Created on 2022-02-24 by the reprex package (v2.0.0)

recovering parameters

We can tickle brms until it fits this equation and beautifully recovers the parameters. However the result is so wild-looking that it makes me doubt my wisdom, good taste, and sanity:

formula_metabolic_matching <- bf(obs_response ~ 2*log(M*x^z) - .5*log(s^2 + (M*x^z)^2), 
                                 family = lognormal(link = "identity",
                                                    link_sigma = "identity"),
                                 nl = TRUE) + 
  nlf(sigma ~ sqrt(log(s^2/(M*x^z)^2 + 1))) + 
  lf(M ~ 1) + 
  lf(z ~ 1) + 
  lf(s ~ 1)

get_prior(formula = formula_metabolic_matching,
          data = fake_metabolism_data)

metabolism_priors <- c(prior(normal(10,2), class = "b", nlpar = "M"),
                       prior(beta(3, 4), class = "b", nlpar = "z", lb = 0, ub = 1),
                       prior(exponential(2), class = "b", nlpar = "s", lb = 0))

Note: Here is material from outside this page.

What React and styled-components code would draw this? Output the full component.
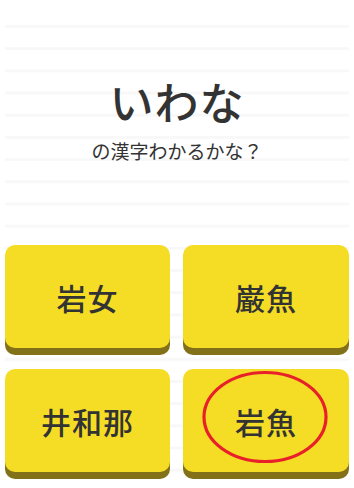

matching_model <- brm(formula_metabolic_matching, prior = metabolism_priors,
                      data = fake_metabolism_data, backend = "cmdstan", refresh = 0 , silent = 2, file = here::here("lognormal_demo.rds"))


big_dataset <- fake_metabolism_data |> 
  add_predicted_draws(matching_model, ndraws = 1000)

big_dataset |> 
  ggplot(aes(x = x, y = .prediction)) + stat_lineribbon() + 
  geom_point(aes(x = x, y = obs_response), data = fake_metabolism_data, pch = 21, fill = "orange") + 
  scale_fill_brewer(palette = "Greens", direction = 1) + 
  theme_dark()

Does this make sense to do? Do most people content themselves with modelling the median, not the mean, of a lognormal, and just relax about it? Is there another parameterization of the LogNormal that would make this pain go away?

This makes sense to me. An alternative is to create a custom family in brms, which I have already done for the Lognormal with natural scale parameter parameterization. It is available here: custom-brms-families/lognormal_natural.R at master · paul-buerkner/custom-brms-families (github.com)

To fit the same model with the custom family you do like this (note that there is a PR for new code for the Stan function and the helper functions, which I use here):

library(brms)

# helper functions for post-processing of the family
log_lik_lognormal_natural <- function(i, prep) {
  mu <- prep$dpars$mu[, i]
  if(NCOL(prep$dpars$sigma)==1){sigma <- prep$dpars$sigma}else
  {sigma <- prep$dpars$sigma[, i]}   ## [, i] if sigma is modelled, without otherwise
  y <- prep$data$Y[i]
  common_term = log(1+sigma^2/mu^2)
  Vectorize(dlnorm)(y, log(mu)-common_term/2, sqrt(common_term), log = TRUE)
}


posterior_predict_lognormal_natural <- function(i, prep, ...) {
  mu <- prep$dpars$mu[, i]
  if(NCOL(prep$dpars$sigma)==1){sigma <- prep$dpars$sigma}else
  {sigma <- prep$dpars$sigma[, i]}   ## [, i] if sigma is modelled, without otherwise
  common_term = log(1+sigma^2/mu^2)
  rlnorm(n, log(mu)-common_term/2, sqrt(common_term))
}

posterior_epred_lognormal_natural <- function(prep) {
  mu <- prep$dpars$mu
  return(mu)
}

# definition of the custom family
custom_family(name = "lognormal_natural", 
              dpars = c("mu", "sigma"), 
              links = c("log", "log"), 
              lb = c(0, 0), 
              type = "real") ->
  lognormal_natural

# additionally required Stan code
stan_lognormal_natural <- "
  real lognormal_natural_lpdf(real y, real mu, real sigma) {
    real common_term = log(1+sigma^2/mu^2);
    return lognormal_lpdf(y | log(mu)-common_term/2, 
                              sqrt(common_term));
  }
  real lognormal_natural_rng(real mu, real sigma) {
    real common_term = log(1+sigma^2/mu^2);
    return lognormal_rng(log(mu)-common_term/2, 
                            sqrt(common_term));
  }
"


brm(formula = obs_response ~ log(x), 
    family = lognormal_natural, 
    stanvars = stanvar(scode = stan_lognormal_natural, block = "functions"), 
    data = fake_metabolism_data) -> 
  brm_model_natural_parameters

Note that the parameterization of the power-law changes a bit, so that exp(Intercept)=M and x is logged, due to

\begin{aligned} \log (\mu) =\ &\log \left(M \cdot x^{z}\right)=\\ & \log (M)+\log \left(x^{z}\right)=\\ & \log (M)+z \log (x) \end{aligned}

EDIT: Added some new code for the helper functions as well.

thank you very much @StaffanBetner ! I didn’t know about this grimoire of custom response families for brms, and I’m very grateful to learn of it. I hope that the natural parameterization of the lognormal does indeed become more widely available, since this distribution is a favourite of ecologists.